Para Marcelo Cerqueira o Carnaval de Salvador “é, sem dúvida, uma grande confluência de afirmação da sexualidade, especialmente de gays e pessoas trans”. Ela ressaltou, contudo, que ainda existe hostilidade em relação às lésbicas, e “muitas não se sentem à vontade para demonstrar carinho com suas parceiras, porque os homens não permitem ou reagem com violência. Isso precisa mudar”.

O São João carrega outro sentido: é uma festa de origem católica, com forte marca familiar, com fogueiras, comidas típicas e danças tradicionais.

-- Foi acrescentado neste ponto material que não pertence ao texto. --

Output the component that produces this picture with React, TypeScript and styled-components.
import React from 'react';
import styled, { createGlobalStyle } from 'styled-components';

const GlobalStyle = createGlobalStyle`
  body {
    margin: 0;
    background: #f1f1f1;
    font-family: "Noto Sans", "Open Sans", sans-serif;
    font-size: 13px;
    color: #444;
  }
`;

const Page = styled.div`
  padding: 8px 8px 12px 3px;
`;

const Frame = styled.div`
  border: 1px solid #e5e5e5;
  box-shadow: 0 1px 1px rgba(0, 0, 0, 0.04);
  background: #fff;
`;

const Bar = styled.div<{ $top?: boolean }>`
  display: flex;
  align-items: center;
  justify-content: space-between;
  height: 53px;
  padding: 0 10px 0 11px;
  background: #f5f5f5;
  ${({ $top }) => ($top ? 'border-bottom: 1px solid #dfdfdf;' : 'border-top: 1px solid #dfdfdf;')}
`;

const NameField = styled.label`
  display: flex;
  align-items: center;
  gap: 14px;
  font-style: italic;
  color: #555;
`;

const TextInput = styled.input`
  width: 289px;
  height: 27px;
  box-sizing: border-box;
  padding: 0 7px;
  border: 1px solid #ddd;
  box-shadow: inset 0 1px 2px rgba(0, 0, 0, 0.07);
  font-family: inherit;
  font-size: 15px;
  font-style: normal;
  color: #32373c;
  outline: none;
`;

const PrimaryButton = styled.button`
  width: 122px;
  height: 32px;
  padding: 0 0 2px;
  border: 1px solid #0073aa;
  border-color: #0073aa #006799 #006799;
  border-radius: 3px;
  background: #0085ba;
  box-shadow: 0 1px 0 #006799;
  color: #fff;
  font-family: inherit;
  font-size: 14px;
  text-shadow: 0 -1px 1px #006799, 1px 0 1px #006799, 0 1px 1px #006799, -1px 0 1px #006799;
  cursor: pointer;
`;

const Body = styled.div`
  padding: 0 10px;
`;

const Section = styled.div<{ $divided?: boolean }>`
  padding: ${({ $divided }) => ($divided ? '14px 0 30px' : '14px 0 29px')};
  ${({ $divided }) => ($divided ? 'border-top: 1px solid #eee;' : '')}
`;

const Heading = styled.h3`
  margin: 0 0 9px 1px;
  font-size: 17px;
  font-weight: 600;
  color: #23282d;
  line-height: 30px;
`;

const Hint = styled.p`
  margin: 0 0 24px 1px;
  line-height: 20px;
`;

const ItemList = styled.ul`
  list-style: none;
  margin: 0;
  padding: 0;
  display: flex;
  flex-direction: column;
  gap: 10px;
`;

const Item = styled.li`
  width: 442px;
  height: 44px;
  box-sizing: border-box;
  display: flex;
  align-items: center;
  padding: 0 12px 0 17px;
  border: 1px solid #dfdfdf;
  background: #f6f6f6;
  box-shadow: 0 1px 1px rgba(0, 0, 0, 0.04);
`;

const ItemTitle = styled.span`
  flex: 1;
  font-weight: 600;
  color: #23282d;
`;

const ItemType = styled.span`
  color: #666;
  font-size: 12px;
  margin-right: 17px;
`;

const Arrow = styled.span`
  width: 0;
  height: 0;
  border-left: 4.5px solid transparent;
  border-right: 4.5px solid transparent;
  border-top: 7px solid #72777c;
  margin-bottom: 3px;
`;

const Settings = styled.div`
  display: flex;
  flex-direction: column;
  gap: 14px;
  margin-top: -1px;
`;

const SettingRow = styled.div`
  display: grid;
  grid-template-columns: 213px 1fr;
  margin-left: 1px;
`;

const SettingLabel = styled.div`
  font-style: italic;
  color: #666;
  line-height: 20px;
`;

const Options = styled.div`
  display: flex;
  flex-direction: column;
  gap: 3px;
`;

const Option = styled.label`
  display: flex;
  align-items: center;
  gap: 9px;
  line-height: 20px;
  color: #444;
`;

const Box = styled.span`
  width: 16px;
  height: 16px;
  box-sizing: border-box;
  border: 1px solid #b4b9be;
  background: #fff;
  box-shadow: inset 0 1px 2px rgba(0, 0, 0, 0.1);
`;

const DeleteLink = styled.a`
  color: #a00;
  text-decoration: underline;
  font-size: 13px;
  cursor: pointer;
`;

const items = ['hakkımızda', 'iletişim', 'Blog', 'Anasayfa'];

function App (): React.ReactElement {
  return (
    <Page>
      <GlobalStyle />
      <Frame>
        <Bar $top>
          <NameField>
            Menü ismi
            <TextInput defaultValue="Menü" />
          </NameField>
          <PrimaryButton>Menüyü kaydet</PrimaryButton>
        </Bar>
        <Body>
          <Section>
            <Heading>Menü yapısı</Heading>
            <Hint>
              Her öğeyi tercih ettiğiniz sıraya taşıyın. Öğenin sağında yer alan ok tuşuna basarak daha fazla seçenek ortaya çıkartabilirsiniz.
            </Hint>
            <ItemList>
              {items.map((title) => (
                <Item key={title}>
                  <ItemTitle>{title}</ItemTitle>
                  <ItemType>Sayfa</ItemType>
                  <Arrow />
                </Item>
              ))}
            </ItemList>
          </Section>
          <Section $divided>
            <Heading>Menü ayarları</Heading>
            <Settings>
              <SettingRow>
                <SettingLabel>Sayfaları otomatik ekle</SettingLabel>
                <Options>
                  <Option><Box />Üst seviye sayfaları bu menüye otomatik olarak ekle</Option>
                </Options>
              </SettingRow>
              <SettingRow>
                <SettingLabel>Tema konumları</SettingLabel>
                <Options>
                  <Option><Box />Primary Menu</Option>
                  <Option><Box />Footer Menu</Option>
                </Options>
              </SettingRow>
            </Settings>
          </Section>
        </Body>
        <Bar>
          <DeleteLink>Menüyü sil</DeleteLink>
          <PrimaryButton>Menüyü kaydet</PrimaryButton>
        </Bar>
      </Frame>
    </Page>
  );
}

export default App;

A estrutura simbólica é diferente da do Carnaval.
Marcelo Cerqueira - presidente do Grupo Gay da Bahia (GGB)

Conforme Aila, para a comunidade alcançar o mesmo espaço e respeito nos festejo juninos é mais “delicado por ser uma festa tradicionalmente construída dentro do universo hétero, pensado nos interiores e no eixo da cultura nordestina. No Carnaval, existe mais liberdade”.

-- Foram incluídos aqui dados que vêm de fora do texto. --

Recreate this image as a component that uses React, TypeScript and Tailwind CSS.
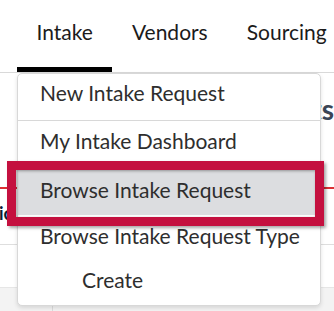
import React from 'react';

const tabs = ['Intake', 'Vendors', 'Sourcing'];

const items = [
  { label: 'New Intake Request', cls: 'h-[47px] pt-[6px] pl-[22px] border-b border-[#d8d8d8]' },
  { label: 'My Intake Dashboard', cls: 'h-[45px] pt-[7px] pl-[22px]' },
  { label: 'Browse Intake Request', cls: 'h-[49px] pt-[11px] pl-[22px] bg-[#dcdde0]' },
  { label: 'Browse Intake Request Type', cls: 'h-[44px] pt-[8px] pl-[22px]' },
  { label: 'Create', cls: 'h-[46px] pt-[8px] pl-[64px]' },
];

const App: React.FC = () => {
  return (
    <div className="relative w-[334px] h-[311px] overflow-hidden bg-white font-['Lato','Noto_Sans',sans-serif]">
      {/* Top nav */}
      <nav className="flex h-[73px] pl-[17px] border-b border-[#d9d9d9]">
        {tabs.map((t, i) => (
          <div
            key={t}
            className={`px-[19.5px] pt-[19px] h-full text-[21px] leading-[25px] text-[#1b1b1b] whitespace-nowrap
              ${i === 0 ? 'border-b-[5px] border-black' : ''}`}
          >
            {t}
          </div>
        ))}
      </nav>

      {/* Page behind the menu */}
      <div className="flex flex-col">
        <div className="h-[60px] pt-[19px] flex justify-end whitespace-nowrap">
          <h2 className="text-[28px] leading-[34px] font-bold text-[#3a4555]">Intake Requests</h2>
        </div>
        <div className="h-[54px]" />
        <div className="h-[2px] bg-[#dc2f33]" />
        <div className="h-[55px] pt-[13px] overflow-hidden">
          <span className="block -ml-[1px] text-[18px] leading-[22px] font-bold text-[#0d1b33]">ic</span>
        </div>
        <div className="h-px bg-[#dedede]" />
        <div className="h-[42px]" />
        <div className="h-[30px] bg-[#f3f3f3] border-t border-[#e6e6e6] flex">
          <div className="w-[52px]" />
          <div className="mt-[12px] w-px h-[20px] bg-[#dcdcdc]" />
        </div>
      </div>

      {/* Dropdown */}
      <div className="absolute left-[17px] top-[73px] w-[304px] bg-white border border-[#d8d8d8] rounded-[5px] shadow-[0_2px_4px_rgba(0,0,0,0.12)] flex flex-col overflow-hidden">
        {items.map((it) => (
          <div
            key={it.label}
            className={`text-[21px] leading-[26px] text-[#2e2e2e] whitespace-nowrap ${it.cls}`}
          >
            {it.label}
          </div>
        ))}
      </div>

      {/* Annotation box */}
      <div className="absolute left-[7px] top-[161px] w-[317px] h-[65px] border-[9px] border-[#c4103f] shadow-[2px_2px_3px_rgba(0,0,0,0.35),inset_1px_1px_3px_rgba(0,0,0,0.35)]" />
    </div>
  );
};

export default App;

“O público LGBT consome, mobiliza o capital e a cultura no Brasil inteiro. Se a gente for observar os grandes eventos, são LGBTs que os mobilizam. Mas, infelizmente, também é um público que não é escutado”, reforçou.

O São João é uma festa muito mais debilitada de diversidade, de possibilidades e muito cheia de preconceitos. É feita por pessoas que geralmente são mais antigas, pessoas mais matutas, digamos assim. E é mais difícil entrar na cabeça dessas pessoas a nossa diversidade. Se já tá difícil no Carnaval, eu acho que no São João é mais difícil ainda.
Aila Menezes - cantora

Pequenos passos para alcançar a mudança

Em meio às diversas adversidades, artistas LGBTQIAPN+ de Salvador têm buscado maneiras de fazer a diversidade ser mais presente nessas festas. Aila Menezes realizou o Arraiá da Mamacyta no dia 4 junho no Pelourinho, em Salvador. Outra edição do evento vai acontecer no dia 28.

“Eu sou do público LGBT e a gente trouxe um São João super inclusivo. Foi maravilhoso. Isso precisa também permear outros espaços. É preciso lembrar que somos LGBT todos os dias do ano, não só em datas comemorativas ou no momento que dá para fazer Pink Money”, salientou.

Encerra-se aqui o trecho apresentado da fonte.